Obesity contributes to many chronic health conditions including heart disease, stroke, type 2 diabetes, and certain types of cancer. But many adults have difficulty losing weight and keeping it off long term – that’s why a new class of weight loss drugs to enter the market has received so much media attention and demand that pharmacies have been experiencing shortages.
Semaglutide injections, known by the trade names Wegovy or Ozempic, were intially introduced as a treatment for diabetes in 2017 to help control blood sugar. The prescription medication was soon discovered to also contribute to significant weight loss in people with obesity who were not able to keep weight off with other treatments. Until the introduction of this class of drugs, the standard intervention for obesity has been gastric bypass or duodenal switch surgery.
Semaglutide was developed to mimic GLP-1 receptors which improve blood sugar levels, helping to manage diabetes. Researchers also discovered GLP-1 slows down digestion, resulting in a reduction in food intake and weight loss. These discoveries led to off-label prescribing of semaglutide drugs like Ozempic for weight loss. Wegovy, a similar but stronger dose of semaglutide, was developed specifically for weight loss, receiving FDA approval in June 2021.
According to a recent Huffington Post Wellness report, Wegovy is a weekly injection for adults with a body mass index(BMI) over 30 or who have a BMI over 27 and at least one weight-related health issue like high blood pressure, diabetes or high cholesterol. It is designed to be used in conjunction with diet and exercise and patients are advised to work with a healthcare team that includes dietitians and therapists if possible. A primary care doctor can also prescribe Wegovy to patients.
Many people report that the drug tamps down sugar cravings, boosts cravings for protein and fibre and helps them feel full longer.
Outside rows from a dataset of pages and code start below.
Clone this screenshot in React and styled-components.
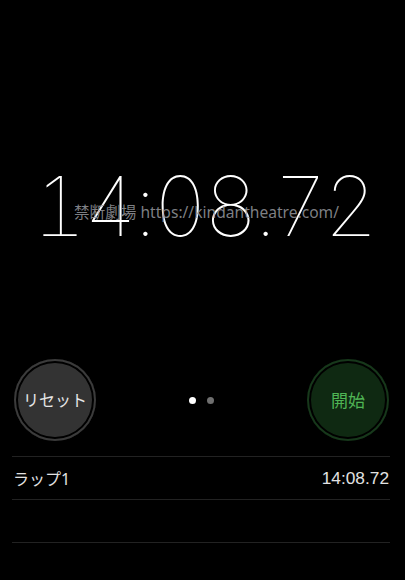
import React from "react";
import styled, { createGlobalStyle } from "styled-components";

const Global = createGlobalStyle`
  html, body {
    margin: 0;
    padding: 0;
    background: #000;
  }
  body {
    font-family: "Noto Sans", "Noto Sans CJK JP", sans-serif;
    color: #fff;
  }
`;

const Screen = styled.div`
  width: 405px;
  height: 580px;
  background: #000;
  display: flex;
  flex-direction: column;
  overflow: hidden;
`;

const Display = styled.div`
  position: relative;
  height: 359px;
  display: flex;
  align-items: center;
  justify-content: center;
  padding-top: 54px;
  padding-left: 3px;
  box-sizing: border-box;
`;

const Clock = styled.div`
  font-family: Inter, "Noto Sans", sans-serif;
  font-weight: 100;
  font-size: 83px;
  letter-spacing: -3px;
  font-variant-numeric: tabular-nums;
  color: #fff;
  line-height: 1;
`;

const Watermark = styled.div`
  position: absolute;
  left: 74px;
  top: 200px;
  font-family: "Noto Sans", "Noto Sans CJK JP", sans-serif;
  font-size: 15.6px;
  color: rgba(150, 152, 158, 0.85);
  white-space: nowrap;
  pointer-events: none;
`;

const Controls = styled.div`
  display: flex;
  align-items: center;
  justify-content: space-between;
  padding: 0 16px 0 14px;
  height: 82px;
`;

const RoundButton = styled.button`
  width: 82px;
  height: 82px;
  border-radius: 50%;
  border: none;
  padding: 0 0 2px;
  background: ${(p) => (p.$tone === "go" ? "#0f2912" : "#333")};
  box-shadow: inset 0 0 0 2px ${(p) => (p.$tone === "go" ? "#17381b" : "#3b3b3b")},
    inset 0 0 0 4px #000;
  color: ${(p) => (p.$tone === "go" ? "#4fb555" : "#e6e6e6")};
  font-family: "Noto Sans CJK JP", sans-serif;
  font-size: ${(p) => (p.$tone === "go" ? "17px" : "16px")};
  display: flex;
  align-items: center;
  justify-content: center;
  box-sizing: border-box;
`;

const Pager = styled.div`
  display: flex;
  gap: 11px;
  align-items: center;
`;

const Dot = styled.span`
  width: 7px;
  height: 7px;
  border-radius: 50%;
  background: ${(p) => (p.$active ? "#fff" : "#6f6f6f")};
`;

const Laps = styled.div`
  margin: 15px 15px 0 12px;
  border-top: 1px solid #222;
`;

const LapRow = styled.div`
  height: 42px;
  border-bottom: 1px solid #222;
  display: flex;
  align-items: center;
  justify-content: space-between;
  font-family: "Noto Sans", "Noto Sans CJK JP", sans-serif;
  font-size: 16px;
  color: #e2e2e2;
  padding: 0 1px;
`;

const LapTime = styled.span`
  font-family: "Liberation Sans", sans-serif;
  font-size: 17.3px;
`;

export default function App() {
  return (
    <Screen>
      <Global />
      <Display>
        <Clock>14:08.72</Clock>
        <Watermark>禁断劇場 https://kindantheatre.com/</Watermark>
      </Display>
      <Controls>
        <RoundButton>リセット</RoundButton>
        <Pager>
          <Dot $active />
          <Dot />
        </Pager>
        <RoundButton $tone="go">開始</RoundButton>
      </Controls>
      <Laps>
        <LapRow>
          <span>ラップ1</span>
          <LapTime>14:08.72</LapTime>
        </LapRow>
        <LapRow />
      </Laps>
    </Screen>
  );
}
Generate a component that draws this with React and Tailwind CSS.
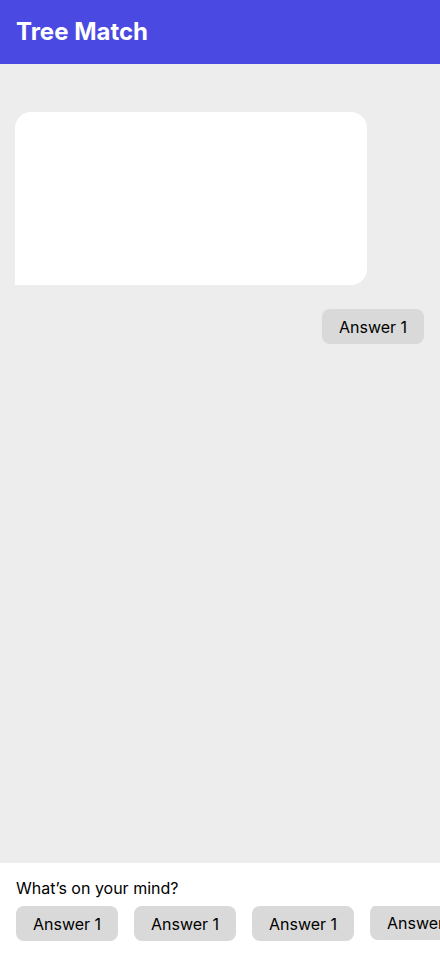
import React from "react";

const font = { fontFamily: "Inter, 'Noto Sans', sans-serif" };

function AnswerChip({ label, className = "" }) {
  return (
    <button
      type="button"
      className={`shrink-0 h-[35px] px-4 rounded-lg bg-[#d9d9d9] text-[16px] text-black flex items-center justify-center ${className}`}
    >
      {label}
    </button>
  );
}

export default function App() {
  const options = ["Answer 1", "Answer 1", "Answer 1", "Answer 1"];

  return (
    <div className="w-[440px] h-[956px] flex flex-col bg-[#ededed] overflow-hidden" style={font}>
      <header className="h-16 shrink-0 bg-[#4a4ae2] flex items-center px-4">
        <h1 className="text-2xl font-bold text-white">Tree Match</h1>
      </header>

      <main className="flex-1 flex flex-col pt-12 pl-[15px] pr-4">
        <div className="w-[352px] h-[173px] bg-white rounded-t-2xl rounded-br-2xl" />
        <div className="flex justify-end mt-6">
          <AnswerChip label="Answer 1" className="w-[102px]" />
        </div>
      </main>

      <footer className="shrink-0 h-[93px] bg-white pt-[15px] pl-4">
        <p className="text-[16px] text-black leading-5">What’s on your mind?</p>
        <div className="flex items-start gap-4 mt-[8px] overflow-hidden">
          {options.map((o, i) => (
            <AnswerChip key={i} label={o} className={i === 3 ? "w-[102px] -mt-px" : "w-[102px]"} />
          ))}
        </div>
      </footer>
    </div>
  );
}
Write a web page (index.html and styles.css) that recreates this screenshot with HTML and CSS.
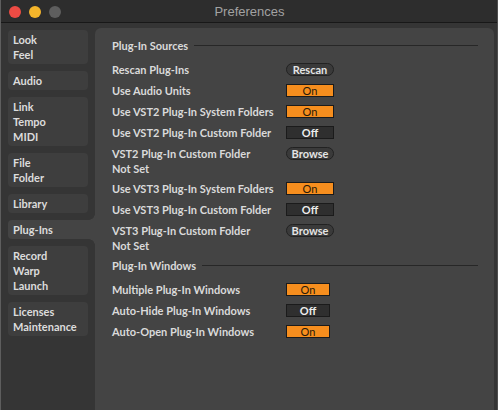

Some also said Wegovy reduced their desire to drink alcohol and helped them sleep better. The type 2 diabetes drug Ozempic is also legally prescribed off-label for weight loss, however, the demand for this use of the medication has led to drug shortages and people with diabetes having trouble filling their prescriptions.
Obesity doctors and patients are excited about these new weight loss medications – early findings show users are losing up to 20 percent of their starting body weight. However, the drugs are not always covered by insurance and can range between $1,500 and $1,800 a month, making the cost prohibitive for many patients.
Risks associated with semaglutide injections include nausea, vomiting, constipation, gas and heartburn. These side effects are usually managed by eating smaller, more frequent meals or taking over-the-counter heartburn medications. In rare cases, semaglutide injections are linked to thyroid tumours which can be cancerous. Pancreatitis, gallbladder problems, low blood sugar, kidney issues, allergic reactions and depression have also been reported in association with semaglutide shots.
Most people will need to stay on the drug for at least a year, and an early study indicates that patients who go off the drug gain weight back quickly, suggesting it may be required over the long term for lasting benefits.